Moscow is not my Mecca, de 1964, se déroule en Russie Soviétique. Il est publié en 1965 aux États-Unis sous le titre Green Winters.

Save the Last Dance for Me est un recueil de nouvelles que Jan Carew publie en 1976. Les nouvelles évoquent l'Angleterre, et plus particulièrement la vie des exilés antillais.

En 2007, il vient de faire paraître un recueil de nouvelles, The Guyanese Wanderer aux éditions Sarabande Books.

[modifier] Poésie, théâtre, télévision, littérature pour enfants

Sylvia Wynter a adapté pour la jeunesse le roman, Black Midas, en 1969. Il écrit quelques livres pour enfants comme en 1975, The Third Gift, et en 1980, Children of the Sun.

Le théâtre joue un rôle important dans la vie intellectuelle de Jan Carew. Il écrit des pièces, travaille en collaboration avec sa femme Sylvia Wynter, qui fut aussi actrice, danseuse, metteur en scène, et auteure de pièces. Jan Carew a lui aussi joué et mis en scène des pièces de théâtre dans divers pays. Au Canada, il écrit et met en scène en 1967 Gentlemen be Seated avec les Toronto Workshop Productions. La pièce connaît un certain succès et part en tournée internationale au festival de Venise et en Yougoslavie avec le soutien du Canadian Arts Council.[26]
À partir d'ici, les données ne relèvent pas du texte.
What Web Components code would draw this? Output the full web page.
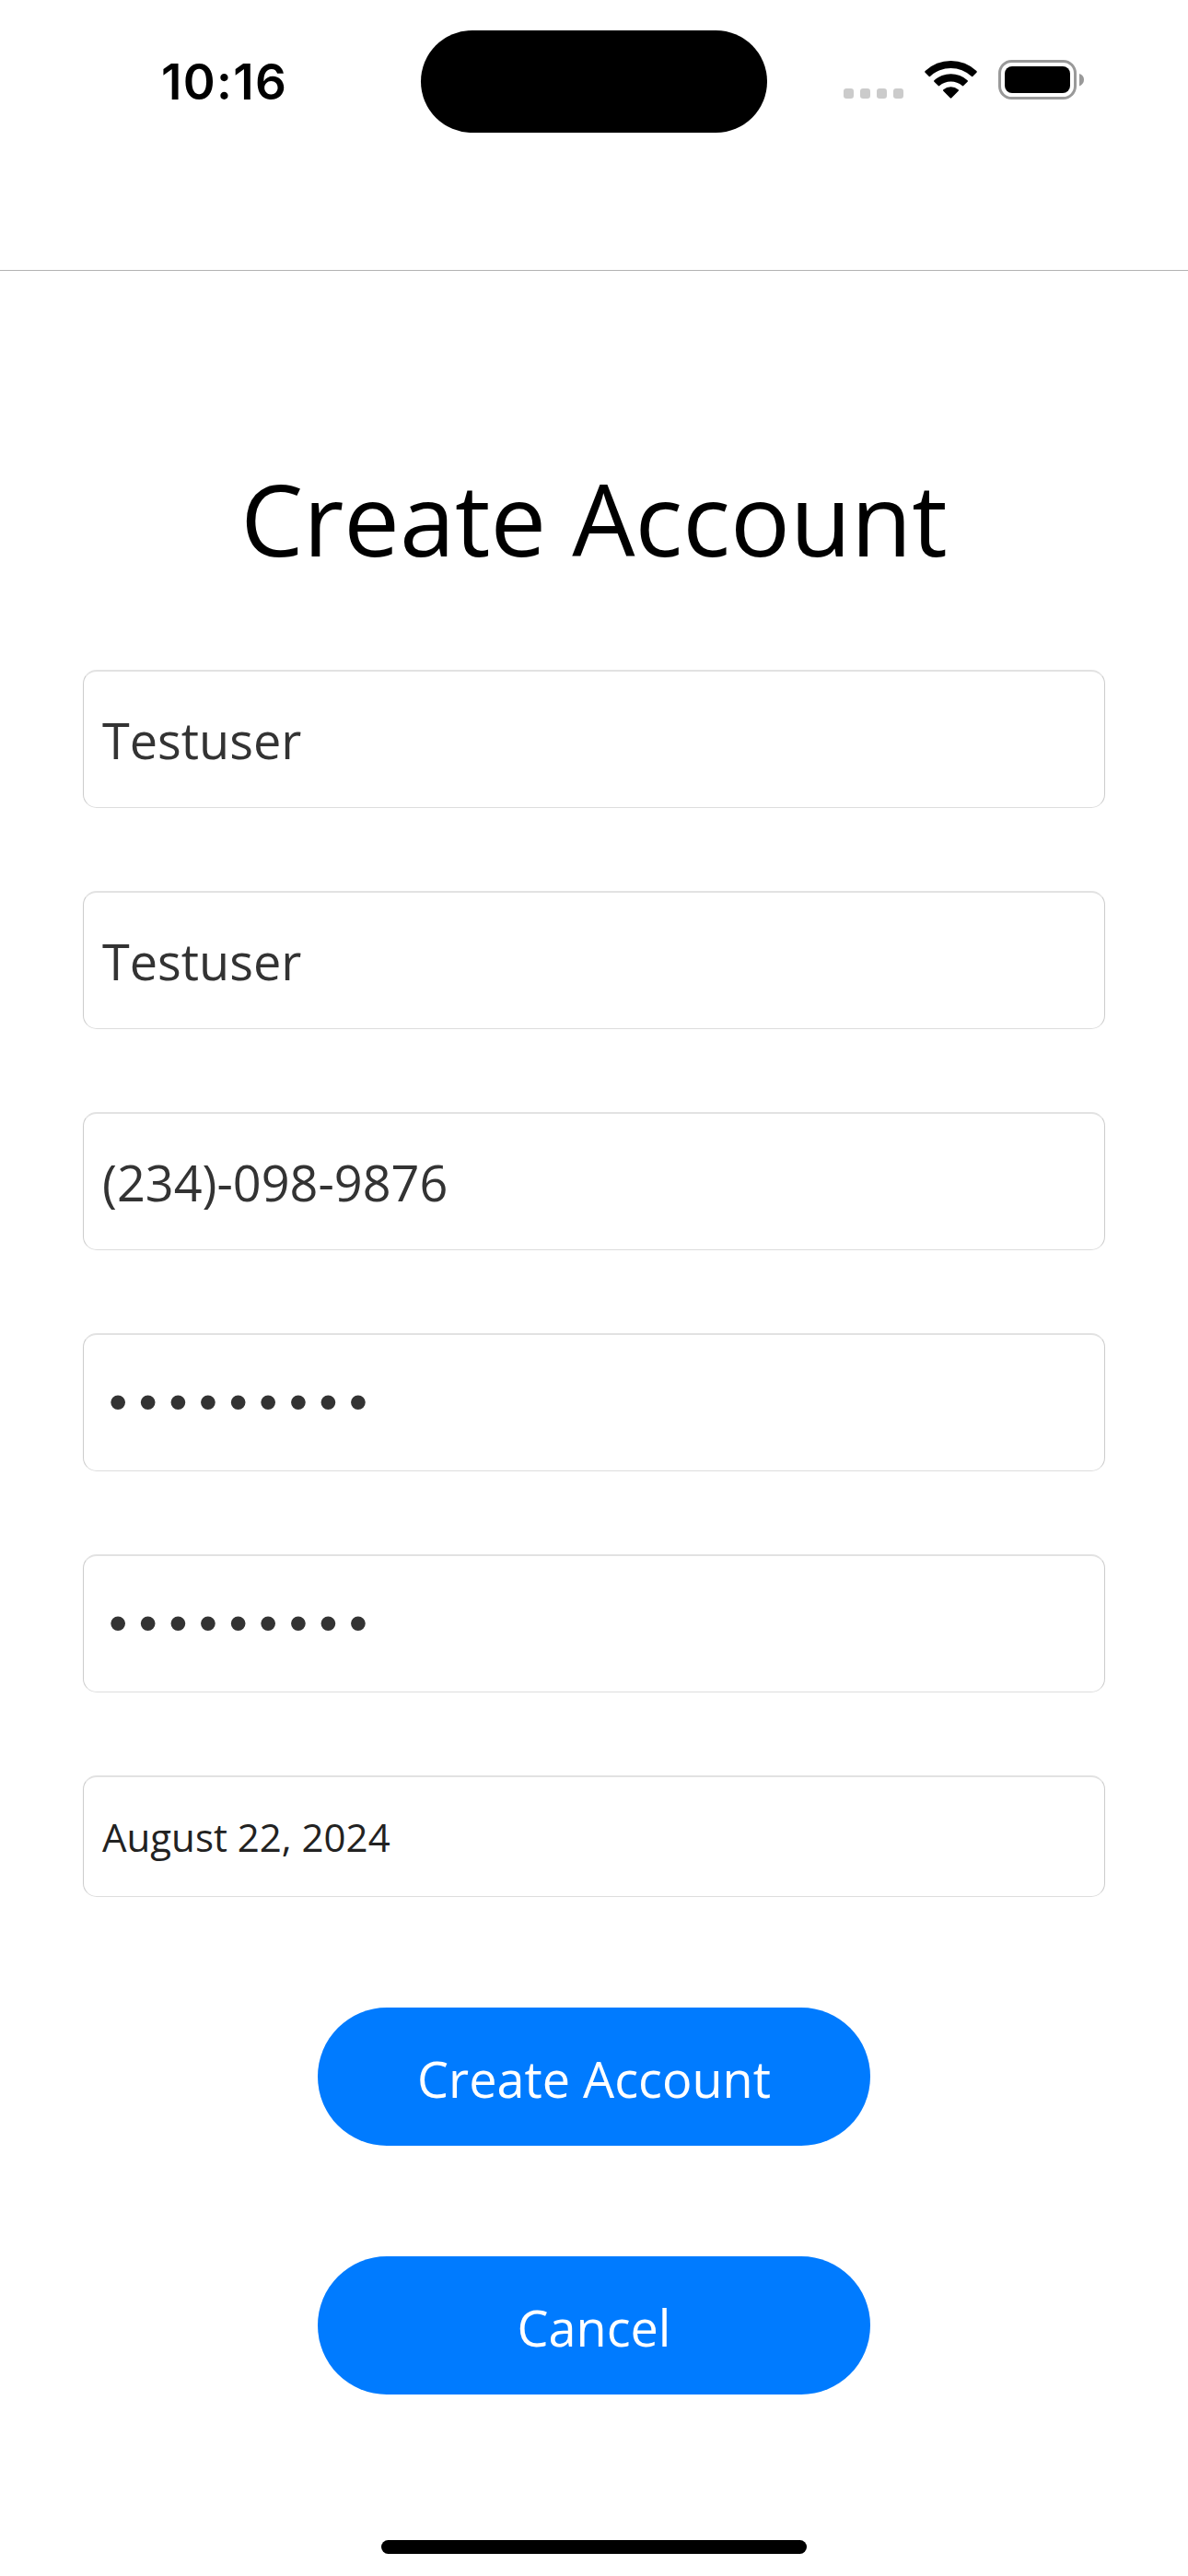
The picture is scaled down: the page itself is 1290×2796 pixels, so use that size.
<!DOCTYPE html>
<html lang="en">
<head>
<meta charset="utf-8">
<title>Create Account</title>
<style>
html,body{margin:0;padding:0;background:#fff}
body{width:1290px;height:2796px;overflow:hidden;font-family:"Open Sans","Noto Sans",sans-serif}
</style>
</head>
<body>
<app-screen>
  <status-bar slot="status" time="10:16"></status-bar>
  <page-title>Create Account</page-title>
  <form-fields>
    <text-field>Testuser</text-field>
    <text-field>Testuser</text-field>
    <text-field>(234)-098-9876</text-field>
    <text-field secure>•••••••••</text-field>
    <text-field secure>•••••••••</text-field>
    <text-field compact>August 22, 2024</text-field>
  </form-fields>
  <button-stack>
    <pill-button>Create Account</pill-button>
    <pill-button>Cancel</pill-button>
  </button-stack>
  <home-indicator slot="home"></home-indicator>
</app-screen>
<script>
const define = (name, html) => {
  const template = document.createElement('template');
  template.innerHTML = html;
  customElements.define(name, class extends HTMLElement {
    constructor() {
      super();
      this.attachShadow({ mode: 'open' }).append(template.content.cloneNode(true));
    }
    connectedCallback() {
      const time = this.shadowRoot.querySelector('.time');
      if (time) time.textContent = this.getAttribute('time');
    }
  });
};

define('app-screen', `
<style>
:host{display:flex;flex-direction:column;width:1290px;height:2796px;background:#fff}
header{box-sizing:border-box;height:294px;flex:none;border-bottom:1px solid #b3b3b3}
main{flex:1;display:flex;flex-direction:column;align-items:center;padding-top:195px}
footer{flex:none;display:flex;justify-content:center;padding-bottom:24px}
</style>
<header><slot name="status"></slot></header>
<main><slot></slot></main>
<footer><slot name="home"></slot></footer>`);

define('status-bar', `
<style>
:host{display:grid;grid-template-columns:457px 376px 457px;padding-top:33px;align-items:center;height:111px}
.time{font:600 53px/64px Inter,sans-serif;color:#000;padding-left:175px;letter-spacing:1.3px}
.island{height:111px;border-radius:56px;background:#000}
.icons{display:flex;padding-left:83px;padding-bottom:3px}
svg{display:block}
</style>
<span class="time"></span>
<div class="island"></div>
<div class="icons">
<svg width="262" height="46" viewBox="0 0 262 46">
  <g fill="#cbcbcb"><rect y="32" width="11" height="11" rx="3.2"/><rect x="18" y="32" width="11" height="11" rx="3.2"/><rect x="36" y="32" width="11" height="11" rx="3.2"/><rect x="54" y="32" width="11" height="11" rx="3.2"/></g>
  <g transform="translate(88 1)">
    <path d="M.6 12.1A40.4 40.4 0 0 1 56.4 12.1Q57.2 12.900 56.4 13.700L52.2 17.900Q51.600 18.500 50.800 17.800A32.400 32.400 0 0 0 6.200 17.800Q5.400 18.500 4.800 17.900L.6 13.700Q-.2 12.900 .6 12.100Z"/>
    <path d="M10.400 22.200A26.700 26.700 0 0 1 46.600 22.200Q47.400 23 46.600 23.700L42.200 28.100Q41.500 28.700 40.800 28.100A18.600 18.600 0 0 0 16.200 28.100Q15.500 28.700 14.800 28.100L10.400 23.700Q9.600 23 10.400 22.200Z"/>
    <path d="M20.400 32.200A12.800 12.800 0 0 1 36.600 32.200Q37.500 33 36.700 33.800L29.300 41.300Q28.500 42.100 27.700 41.300L20.300 33.800Q19.500 33 20.400 32.200Z"/>
  </g>
  <rect x="169.500" y="2.500" width="82" height="40" rx="13" fill="none" stroke="#999" stroke-width="3"/>
  <rect x="175" y="8" width="71" height="29" rx="8"/>
  <path d="M256 16Q261 17.800 261 22.500Q261 27.200 256 29.400Z" fill="#999"/>
</svg>
</div>`);

define('page-title', `
<style>
:host{display:block}
h1{margin:0;font-weight:400;font-size:108px;line-height:148px;color:#000;white-space:nowrap}
</style>
<h1><slot></slot></h1>`);

define('form-fields', `
<style>:host{display:flex;flex-direction:column;gap:90px;width:1110px;margin-top:90px}</style>
<slot></slot>`);

define('text-field', `
<style>
:host{box-sizing:border-box;display:flex;align-items:center;height:150px;padding:0 20px;border:1px solid #ccc;border-top:2px solid #e2e2e2;border-bottom-color:#ddd;border-radius:15px;font-size:54px;line-height:74px;color:#333;white-space:pre}
:host([compact]){height:132px;font-size:42px;line-height:58px;color:#222}
:host([secure]) span{font-family:"Liberation Sans",sans-serif;font-size:58px;letter-spacing:12.300px;padding:0 0 4px 7px}
</style>
<span><slot></slot></span>`);

define('button-stack', `
<style>:host{display:flex;flex-direction:column;gap:120px;margin-top:120px}</style>
<slot></slot>`);

define('pill-button', `
<style>
:host{display:block}
button{box-sizing:border-box;display:flex;align-items:center;justify-content:center;width:600px;height:150px;padding:3px 0 0;border:0;border-radius:75px;background:#007bff;color:#fff;font:400 54px/74px "Open Sans","Noto Sans",sans-serif}
</style>
<button><slot></slot></button>`);

define('home-indicator', `
<style>:host{display:block;width:462px;height:15px;border-radius:8px;background:#000}</style>`);
</script>
</body>
</html>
Il écrit pour la CBC Behind God's Back d'après une nouvelle d'Austin Clarke.

[modifier] L'enseignant

[modifier] Le parcours académique

Quand il était en Angleterre, dans la deuxième moitié des années cinquante, Jan Carew avait commencé à donner des conférences sur les questions raciales à l'université de Londres, dans le département chargé des cursus externes. Mais c'est en 1969, aux États-Unis, qu'il entame sa carrière universitaire. Il enseigne à Rutgers et devient maître de conférence au Département d'Études Afro-Américaines à Princeton de 1969 à 1972. Il fut professeur d'Études Afro-Américaines à l'Université Northwestern de 1973 à 1987, où il fut fait Professeur émérite. De 1989 à 1991, il enseigne à l'université George Mason, et de 1992 à 1993, il est à l'Université wesleyenne de l'Illinois. Il enseigne à l'université de Lincoln de 1993 à 1996, et à l'université de Louisville durant l'autonme 2000.[27]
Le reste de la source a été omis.